Requirement:
Return all the data, word for word.

Collected material:

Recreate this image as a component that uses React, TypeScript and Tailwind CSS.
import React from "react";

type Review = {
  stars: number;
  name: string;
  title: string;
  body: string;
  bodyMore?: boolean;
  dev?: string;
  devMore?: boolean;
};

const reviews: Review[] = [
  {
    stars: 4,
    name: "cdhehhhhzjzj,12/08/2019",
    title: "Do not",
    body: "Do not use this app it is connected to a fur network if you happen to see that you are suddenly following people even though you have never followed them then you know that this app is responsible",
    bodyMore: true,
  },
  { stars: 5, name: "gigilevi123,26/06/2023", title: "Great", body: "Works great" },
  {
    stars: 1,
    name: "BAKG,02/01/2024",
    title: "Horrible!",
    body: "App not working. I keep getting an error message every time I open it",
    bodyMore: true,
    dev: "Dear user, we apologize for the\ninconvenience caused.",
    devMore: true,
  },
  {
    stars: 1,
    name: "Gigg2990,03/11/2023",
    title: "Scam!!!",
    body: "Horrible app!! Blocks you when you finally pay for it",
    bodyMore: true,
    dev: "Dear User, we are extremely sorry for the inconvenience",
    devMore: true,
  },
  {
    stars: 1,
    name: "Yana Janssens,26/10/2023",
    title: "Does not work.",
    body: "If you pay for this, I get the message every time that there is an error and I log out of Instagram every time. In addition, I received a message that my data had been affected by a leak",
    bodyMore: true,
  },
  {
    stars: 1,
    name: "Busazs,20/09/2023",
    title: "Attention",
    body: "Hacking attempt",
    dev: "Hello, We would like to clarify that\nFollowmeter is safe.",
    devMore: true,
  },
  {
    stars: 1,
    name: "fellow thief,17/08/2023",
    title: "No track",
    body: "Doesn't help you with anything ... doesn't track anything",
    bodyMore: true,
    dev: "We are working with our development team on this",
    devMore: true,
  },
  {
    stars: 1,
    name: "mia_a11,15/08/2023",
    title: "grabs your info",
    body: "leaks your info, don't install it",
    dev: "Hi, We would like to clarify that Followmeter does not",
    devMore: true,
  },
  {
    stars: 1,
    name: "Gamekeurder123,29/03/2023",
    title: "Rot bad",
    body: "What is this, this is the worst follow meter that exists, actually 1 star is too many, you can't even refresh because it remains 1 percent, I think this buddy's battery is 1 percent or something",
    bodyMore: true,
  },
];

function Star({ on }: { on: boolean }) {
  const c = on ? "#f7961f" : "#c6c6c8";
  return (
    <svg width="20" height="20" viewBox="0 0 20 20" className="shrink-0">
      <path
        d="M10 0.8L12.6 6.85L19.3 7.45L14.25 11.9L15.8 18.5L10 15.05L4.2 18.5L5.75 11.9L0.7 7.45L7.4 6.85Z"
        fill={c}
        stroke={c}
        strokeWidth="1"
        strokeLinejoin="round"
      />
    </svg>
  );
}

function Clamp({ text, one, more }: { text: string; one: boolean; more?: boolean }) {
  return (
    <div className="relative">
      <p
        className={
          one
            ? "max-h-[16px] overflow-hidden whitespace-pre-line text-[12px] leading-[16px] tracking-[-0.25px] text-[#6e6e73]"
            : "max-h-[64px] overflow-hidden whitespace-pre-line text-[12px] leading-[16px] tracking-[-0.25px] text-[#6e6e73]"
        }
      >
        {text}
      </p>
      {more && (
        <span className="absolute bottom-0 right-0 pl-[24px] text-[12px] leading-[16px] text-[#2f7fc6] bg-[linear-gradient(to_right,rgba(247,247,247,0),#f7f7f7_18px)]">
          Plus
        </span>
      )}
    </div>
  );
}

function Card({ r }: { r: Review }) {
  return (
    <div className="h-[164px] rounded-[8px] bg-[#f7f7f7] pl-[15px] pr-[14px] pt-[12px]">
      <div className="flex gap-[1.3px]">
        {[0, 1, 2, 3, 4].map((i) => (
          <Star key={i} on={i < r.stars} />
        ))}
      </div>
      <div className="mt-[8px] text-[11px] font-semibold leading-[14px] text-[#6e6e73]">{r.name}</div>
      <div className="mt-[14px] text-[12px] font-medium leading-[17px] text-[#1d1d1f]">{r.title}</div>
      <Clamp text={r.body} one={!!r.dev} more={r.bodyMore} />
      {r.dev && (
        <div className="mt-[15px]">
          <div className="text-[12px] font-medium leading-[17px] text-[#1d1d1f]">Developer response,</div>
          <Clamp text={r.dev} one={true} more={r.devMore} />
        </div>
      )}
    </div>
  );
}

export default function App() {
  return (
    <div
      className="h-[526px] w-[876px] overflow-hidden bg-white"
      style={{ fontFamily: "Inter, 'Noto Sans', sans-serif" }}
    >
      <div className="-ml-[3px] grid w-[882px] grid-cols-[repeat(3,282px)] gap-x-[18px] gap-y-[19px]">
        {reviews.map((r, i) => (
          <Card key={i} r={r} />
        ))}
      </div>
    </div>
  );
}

Finished exercise:
Recreate this image as a component that uses React, TypeScript and Tailwind CSS.
import React from "react";

type Review = {
  stars: number;
  name: string;
  title: string;
  body: string;
  bodyMore?: boolean;
  dev?: string;
  devMore?: boolean;
};

const reviews: Review[] = [
  {
    stars: 4,
    name: "cdhehhhhzjzj,12/08/2019",
    title: "Do not",
    body: "Do not use this app it is connected to a fur network if you happen to see that you are suddenly following people even though you have never followed them then you know that this app is responsible",
    bodyMore: true,
  },
  { stars: 5, name: "gigilevi123,26/06/2023", title: "Great", body: "Works great" },
  {
    stars: 1,
    name: "BAKG,02/01/2024",
    title: "Horrible!",
    body: "App not working. I keep getting an error message every time I open it",
    bodyMore: true,
    dev: "Dear user, we apologize for the\ninconvenience caused.",
    devMore: true,
  },
  {
    stars: 1,
    name: "Gigg2990,03/11/2023",
    title: "Scam!!!",
    body: "Horrible app!! Blocks you when you finally pay for it",
    bodyMore: true,
    dev: "Dear User, we are extremely sorry for the inconvenience",
    devMore: true,
  },
  {
    stars: 1,
    name: "Yana Janssens,26/10/2023",
    title: "Does not work.",
    body: "If you pay for this, I get the message every time that there is an error and I log out of Instagram every time. In addition, I received a message that my data had been affected by a leak",
    bodyMore: true,
  },
  {
    stars: 1,
    name: "Busazs,20/09/2023",
    title: "Attention",
    body: "Hacking attempt",
    dev: "Hello, We would like to clarify that\nFollowmeter is safe.",
    devMore: true,
  },
  {
    stars: 1,
    name: "fellow thief,17/08/2023",
    title: "No track",
    body: "Doesn't help you with anything ... doesn't track anything",
    bodyMore: true,
    dev: "We are working with our development team on this",
    devMore: true,
  },
  {
    stars: 1,
    name: "mia_a11,15/08/2023",
    title: "grabs your info",
    body: "leaks your info, don't install it",
    dev: "Hi, We would like to clarify that Followmeter does not",
    devMore: true,
  },
  {
    stars: 1,
    name: "Gamekeurder123,29/03/2023",
    title: "Rot bad",
    body: "What is this, this is the worst follow meter that exists, actually 1 star is too many, you can't even refresh because it remains 1 percent, I think this buddy's battery is 1 percent or something",
    bodyMore: true,
  },
];

function Star({ on }: { on: boolean }) {
  const c = on ? "#f7961f" : "#c6c6c8";
  return (
    <svg width="20" height="20" viewBox="0 0 20 20" className="shrink-0">
      <path
        d="M10 0.8L12.6 6.85L19.3 7.45L14.25 11.9L15.8 18.5L10 15.05L4.2 18.5L5.75 11.9L0.7 7.45L7.4 6.85Z"
        fill={c}
        stroke={c}
        strokeWidth="1"
        strokeLinejoin="round"
      />
    </svg>
  );
}

function Clamp({ text, one, more }: { text: string; one: boolean; more?: boolean }) {
  return (
    <div className="relative">
      <p
        className={
          one
            ? "max-h-[16px] overflow-hidden whitespace-pre-line text-[12px] leading-[16px] tracking-[-0.25px] text-[#6e6e73]"
            : "max-h-[64px] overflow-hidden whitespace-pre-line text-[12px] leading-[16px] tracking-[-0.25px] text-[#6e6e73]"
        }
      >
        {text}
      </p>
      {more && (
        <span className="absolute bottom-0 right-0 pl-[24px] text-[12px] leading-[16px] text-[#2f7fc6] bg-[linear-gradient(to_right,rgba(247,247,247,0),#f7f7f7_18px)]">
          Plus
        </span>
      )}
    </div>
  );
}

function Card({ r }: { r: Review }) {
  return (
    <div className="h-[164px] rounded-[8px] bg-[#f7f7f7] pl-[15px] pr-[14px] pt-[12px]">
      <div className="flex gap-[1.3px]">
        {[0, 1, 2, 3, 4].map((i) => (
          <Star key={i} on={i < r.stars} />
        ))}
      </div>
      <div className="mt-[8px] text-[11px] font-semibold leading-[14px] text-[#6e6e73]">{r.name}</div>
      <div className="mt-[14px] text-[12px] font-medium leading-[17px] text-[#1d1d1f]">{r.title}</div>
      <Clamp text={r.body} one={!!r.dev} more={r.bodyMore} />
      {r.dev && (
        <div className="mt-[15px]">
          <div className="text-[12px] font-medium leading-[17px] text-[#1d1d1f]">Developer response,</div>
          <Clamp text={r.dev} one={true} more={r.devMore} />
        </div>
      )}
    </div>
  );
}

export default function App() {
  return (
    <div
      className="h-[526px] w-[876px] overflow-hidden bg-white"
      style={{ fontFamily: "Inter, 'Noto Sans', sans-serif" }}
    >
      <div className="-ml-[3px] grid w-[882px] grid-cols-[repeat(3,282px)] gap-x-[18px] gap-y-[19px]">
        {reviews.map((r, i) => (
          <Card key={i} r={r} />
        ))}
      </div>
    </div>
  );
}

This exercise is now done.